The double-digit drop in revenue from 2000 to 2001 in an already underperforming market didn't help. But Tupelo, which replaced its Chamber of Commerce in the 1940s with a Community Development Foundation focused on training and reinvestment, has been gaining jobs and was recently called one of the South's "boomtowns" by the Baton Rouge, La., Advocate. Local officials are looking to attract well-off retirees to help boost its economy.

Still, the last few quarters haven't been easy, says 30-year market vet Mark Ledbetter, who as a newsman has been known as "the voice of Mississippi." He runs market leader NBC affiliate WTVA(TV) and Fox affiliate WLOV-TV via an LMA. WTVA also has a joint-sales agreement with ABC affiliate WKDH(TV), which bowed last year.

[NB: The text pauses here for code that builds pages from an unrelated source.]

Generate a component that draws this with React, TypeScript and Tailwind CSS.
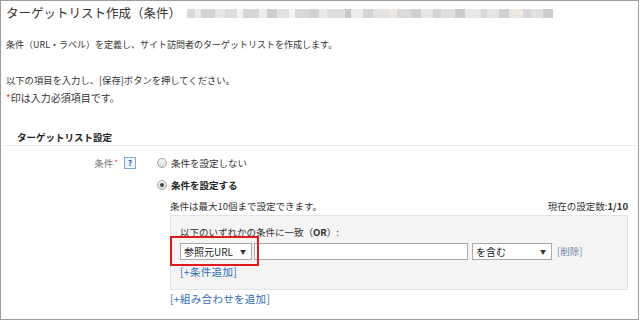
import React from 'react';

const blurBlocks = [
  'w-[8px] bg-[#d9d9d9]', 'w-[6px] bg-[#ebebeb]', 'w-[14px] bg-[#d3d3d3]', 'w-[10px] bg-[#e6e6e6]',
  'w-[12px] bg-[#dcdcdc]', 'w-[6px] bg-[#f2f2f2]', 'w-[16px] bg-[#d6d6d6]', 'w-[8px] bg-[#ededed]',
  'w-[10px] bg-[#cecece]', 'w-[12px] bg-[#e2e2e2]', 'w-[6px] bg-[#f4f4f4]', 'w-[14px] bg-[#d9d9d9]',
  'w-[10px] bg-[#d1d1d1]', 'w-[8px] bg-[#e8e8e8]', 'w-[18px] bg-[#dedede]', 'w-[6px] bg-[#c8c8c8]',
  'w-[12px] bg-[#ebebeb]', 'w-[10px] bg-[#d4d4d4]', 'w-[16px] bg-[#e3e3e3]', 'w-[8px] bg-[#eee8e2]',
  'w-[14px] bg-[#dadada]', 'w-[10px] bg-[#cfcfcf]', 'w-[12px] bg-[#e6e6e6]', 'w-[8px] bg-[#d5d5d5]',
  'w-[14px] bg-[#e0e0e0]', 'w-[10px] bg-[#cbcbcb]', 'w-[16px] bg-[#e8e8e8]', 'w-[6px] bg-[#d8d8d8]',
  'w-[12px] bg-[#e4e4e4]', 'w-[10px] bg-[#d0d0d0]', 'w-[14px] bg-[#ebe6e0]', 'w-[8px] bg-[#d6d6d6]',
  'w-[12px] bg-[#e1e1e1]', 'w-[10px] bg-[#cdcdcd]',
];

const Radio: React.FC<{ checked?: boolean }> = ({ checked }) => (
  <span className="w-[10px] h-[10px] rounded-full border border-[#a3a3a3] bg-gradient-to-b from-[#f7f7f7] to-[#d9d9d9] flex items-center justify-center">
    {checked && <span className="w-[4px] h-[4px] rounded-full bg-[#444]" />}
  </span>
);

const Select: React.FC<{ label: string; className: string }> = ({ label, className }) => (
  <div className={`h-[17px] border border-[#a9a9a9] bg-white flex items-center justify-between pl-[3px] pr-[5px] ${className}`}>
    <span className="text-[10px] text-[#222]">{label}</span>
    <span className="text-[6px] text-[#333]">▼</span>
  </div>
);

export default function App() {
  return (
    <div className="w-[640px] h-[321px] bg-white text-[#333] text-[9.5px] font-['Noto_Sans_CJK_JP',sans-serif]">
      <div className="w-[639px] h-[320px] border border-[#9c9c9c] relative">
        {/* title */}
        <div className="h-[24px] flex items-center pl-[5px]">
          <span className="text-[12.5px] leading-[24px] text-[#333]">ターゲットリスト作成（条件）</span>
          <div className="ml-[6px] flex h-[9px] blur-[0.5px]">
            {blurBlocks.map((c, i) => (
              <span key={i} className={`h-full ${c}`} />
            ))}
          </div>
        </div>

        <div className="pl-[5px] mt-[12px] leading-[16px] text-[9px]">
          条件（URL・ラベル）を定義し、サイト訪問者のターゲットリストを作成します。
        </div>
        <div className="pl-[5px] mt-[19px] leading-[17px] text-[9.3px]">
          以下の項目を入力し、[保存]ボタンを押してください。
        </div>
        <div className="pl-[5px] leading-[17px] text-[10px]">
          <span className="text-[#e0401c]">*</span>印は入力必須項目です。
        </div>

        {/* section heading */}
        <div className="mt-[23px] ml-[3px] mr-[2px] pl-[13px] border-b border-[#e6e6e6] font-bold text-[#222] leading-[16px]">
          ターゲットリスト設定
        </div>

        <div className="flex mt-[6px]">
          <div className="w-[149px] h-[22px] flex items-center justify-end pr-[14px]">
            <span className="text-[#777]">条件</span>
            <span className="text-[#e0502a] text-[8px] ml-[1px]">*</span>
            <span className="ml-[6px] w-[12px] h-[12px] border border-[#7ea6d6] bg-[#eef4fb] text-[#2a5db0] text-[8px] font-bold flex items-center justify-center leading-none">?</span>
          </div>
          <div className="flex-1 pl-[7px] pr-[10px]">
            <div className="h-[22px] flex items-center gap-[4px]">
              <Radio />
              <span>条件を設定しない</span>
            </div>
            <div className="h-[22px] flex items-center gap-[4px]">
              <Radio checked />
              <span className="font-bold text-[#222]">条件を設定する</span>
            </div>
            <div className="pl-[13px]">
              <div className="mt-[1px] h-[18px] flex items-center justify-between">
                <span>条件は最大10個まで設定できます。</span>
                <span>
                  現在の設定数:<span className="font-bold">1/10</span>
                </span>
              </div>
              <div className="border border-[#e3e3e3] bg-[#f4f4f4] pl-[9px] pt-[8px] pb-[9px]">
                <div className="leading-[16px]">
                  以下のいずれかの条件に一致（<span className="font-bold">OR</span>）:
                </div>
                <div className="mt-[3px] flex items-center">
                  <Select label="参照元URL" className="w-[72px]" />
                  <div className="ml-[2px] w-[214px] h-[17px] border border-[#a9a9a9] bg-white" />
                  <Select label="を含む" className="ml-[4px] w-[80px]" />
                  <span className="ml-[5px] text-[#6f86a3]">[削除]</span>
                </div>
                <div className="mt-[4px] leading-[16px] text-[10.5px] tracking-[0.3px] text-[#2d6cb5]">[+条件追加]</div>
              </div>
              <div className="mt-[1px] leading-[16px] text-[10.5px] tracking-[0.3px] text-[#2d6cb5]">[+組み合わせを追加]</div>
            </div>
          </div>
        </div>

        {/* annotation overlay */}
        <div className="absolute left-[169px] top-[235px] w-[89px] h-[30px] border-2 border-[#e0191c]" />
      </div>
    </div>
  );
}
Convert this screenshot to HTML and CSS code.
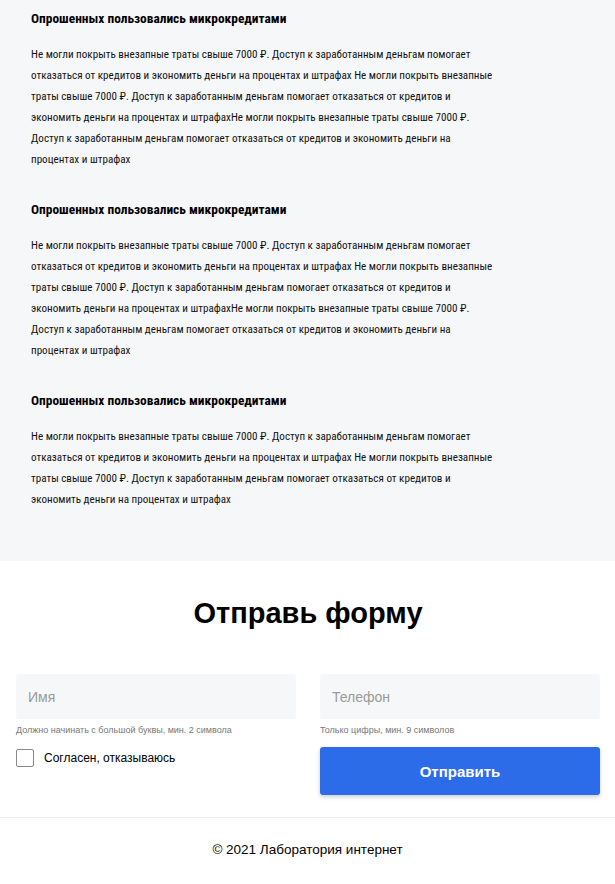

Rival WCBI-TV recently took over low-power UPN affiliate W22BS and plans to use it for digital broadcasts. Cable carriage will be important, says WCBI-TV GM Jerry Jones. "It's a bit of a gamble on our part and on UPN's part. Not many retailers here that know that much about digital." WTVA is seeking to extend its digital deadlines while, says Ledbetter, working feverishly toward conversion. "It's quite an expense at a time when our local economy is imperiled. Some small-market stations will probably spend as much on HDTV as they're worth. I don't think the majority of people in our market," he adds, "are aware they're going to have to have new TV sets."

Advertising in the market is typical, led by automotive, restaurants and furniture. Furniture manufacturing, in fact, helps drive the local economy.